Most exciting movie by a cult favorite director

This category contains an embarrassment of riches. Taika Waititi and Rian Johnson each have anticipated follow-ups (Jojo Rabbit and Knives Out, respectively) to their entries in major movie franchises. Lovecraft adaptation Color Out of Space is director Richard Stanley's first feature-length narrative since he was booted from The Island of Dr. Moreau in 1996. Rubber's Quentin Dupieux is back with Deerskin, in which Jean Dujardin really loves his leather jacket. Astronaut drama Lucy in the Sky represents director Noah Hawley's big jump from idiosyncratic TV (Fargo, Legion) to idiosyncratic movies. Trey Edward Shults' Waves also sounds promising. New work from the Krisha and It Comes at Night director is exciting, but just as intriguing is that no two descriptions of it read quite the same.
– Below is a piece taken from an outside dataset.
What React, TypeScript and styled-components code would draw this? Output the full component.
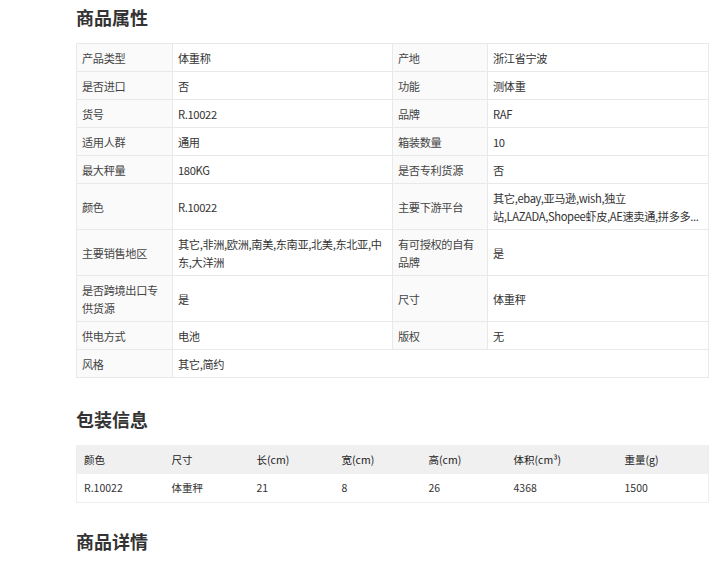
import React from "react";
import styled, { createGlobalStyle } from "styled-components";

const Global = createGlobalStyle`
  html, body { margin: 0; padding: 0; background: #fff; }
  body { font-family: "Noto Sans CJK SC", "Noto Sans", sans-serif; color: #333; }
`;

const Page = styled.div`
  padding: 0 0 0 76px;
  width: 632px;
`;

const Title = styled.h2<{ $top: number }>`
  margin: ${(p) => p.$top}px 0 14px;
  font-size: 18px;
  line-height: 24px;
  font-weight: 700;
  color: #333;
`;

const AttrTable = styled.table`
  width: 632px;
  border-collapse: collapse;
  table-layout: fixed;
  font-size: 11.2px;
  letter-spacing: -0.35px;
  line-height: 18px;
  color: #333;
`;

const Cell = styled.td<{ $label?: boolean }>`
  border: 1px solid #e9e9e9;
  padding: 4.5px 5px;
  vertical-align: middle;
  background: ${(p) => (p.$label ? "#fafafa" : "#fff")};
  color: ${(p) => (p.$label ? "#444" : "#333")};
  overflow-wrap: break-word;
`;

const Clamp = styled.div`
  display: -webkit-box;
  -webkit-line-clamp: 2;
  -webkit-box-orient: vertical;
  overflow: hidden;
`;

const PkgTable = styled.table`
  width: 632px;
  border-collapse: collapse;
  table-layout: fixed;
  font-size: 10.5px;
  line-height: 16px;
  color: #333;
  border: 1px solid #eee;
  border-top: none;
`;

const Th = styled.th`
  background: #f0f0f0;
  font-weight: 400;
  text-align: left;
  padding: 6.5px 7px;
  color: #222;
`;

const Td = styled.td`
  padding: 6px 7px;
  background: #fff;
`;

type Pair = [string, React.ReactNode];
const rows: Pair[][] = [
  [["产品类型", "体重称"], ["产地", "浙江省宁波"]],
  [["是否进口", "否"], ["功能", "测体重"]],
  [["货号", "R.10022"], ["品牌", "RAF"]],
  [["适用人群", "通用"], ["箱装数量", "10"]],
  [["最大秤量", "180KG"], ["是否专利货源", "否"]],
  [
    ["颜色", "R.10022"],
    ["主要下游平台", <Clamp>其它,ebay,亚马逊,wish,独立站,LAZADA,Shopee虾皮,AE速卖通,拼多多...</Clamp>],
  ],
  [["主要销售地区", "其它,非洲,欧洲,南美,东南亚,北美,东北亚,中东,大洋洲"], ["有可授权的自有品牌", "是"]],
  [["是否跨境出口专供货源", "是"], ["尺寸", "体重秤"]],
  [["供电方式", "电池"], ["版权", "无"]],
];

const pkgHead = ["颜色", "尺寸", "长(cm)", "宽(cm)", "高(cm)", "体积(cm³)", "重量(g)"];
const pkgRow = ["R.10022", "体重秤", "21", "8", "26", "4368", "1500"];
const pkgWidths = [88, 85, 85, 87, 85, 111, 91];

export default function App() {
  return (
    <Page>
      <Global />
      <Title $top={5}>商品属性</Title>
      <AttrTable>
        <colgroup>
          <col style={{ width: 96 }} />
          <col style={{ width: 220 }} />
          <col style={{ width: 95 }} />
          <col style={{ width: 221 }} />
        </colgroup>
        <tbody>
          {rows.map((r, i) => (
            <tr key={i}>
              {r.map(([k, v], j) => (
                <React.Fragment key={j}>
                  <Cell $label>{k}</Cell>
                  <Cell>{v}</Cell>
                </React.Fragment>
              ))}
            </tr>
          ))}
          <tr>
            <Cell $label>风格</Cell>
            <Cell colSpan={3}>其它,简约</Cell>
          </tr>
        </tbody>
      </AttrTable>
      <Title $top={29}>包装信息</Title>
      <PkgTable>
        <colgroup>
          {pkgWidths.map((w, i) => (
            <col key={i} style={{ width: w }} />
          ))}
        </colgroup>
        <thead>
          <tr>
            {pkgHead.map((h) => (
              <Th key={h}>{h}</Th>
            ))}
          </tr>
        </thead>
        <tbody>
          <tr>
            {pkgRow.map((c, i) => (
              <Td key={i}>{c}</Td>
            ))}
          </tr>
        </tbody>
      </PkgTable>
      <Title $top={26}>商品详情</Title>
    </Page>
  );
}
Is it a musical? A family drama? A young adult romance? Early writeups make it sound like anything is possible.Our pick: It's hard to choose, but Jojo Rabbit is one of the most anticipated movies of the year. Those who have been following the movie's production know that the comedy about a little boy whose imaginary best friend is Adolf Hitler–played by Waititi–know we should be in for something really special. Expect the weirdness and underlying heart of Waititi's original works like Hunt for the Wilderpeople and Boy, but with added urgency and edge.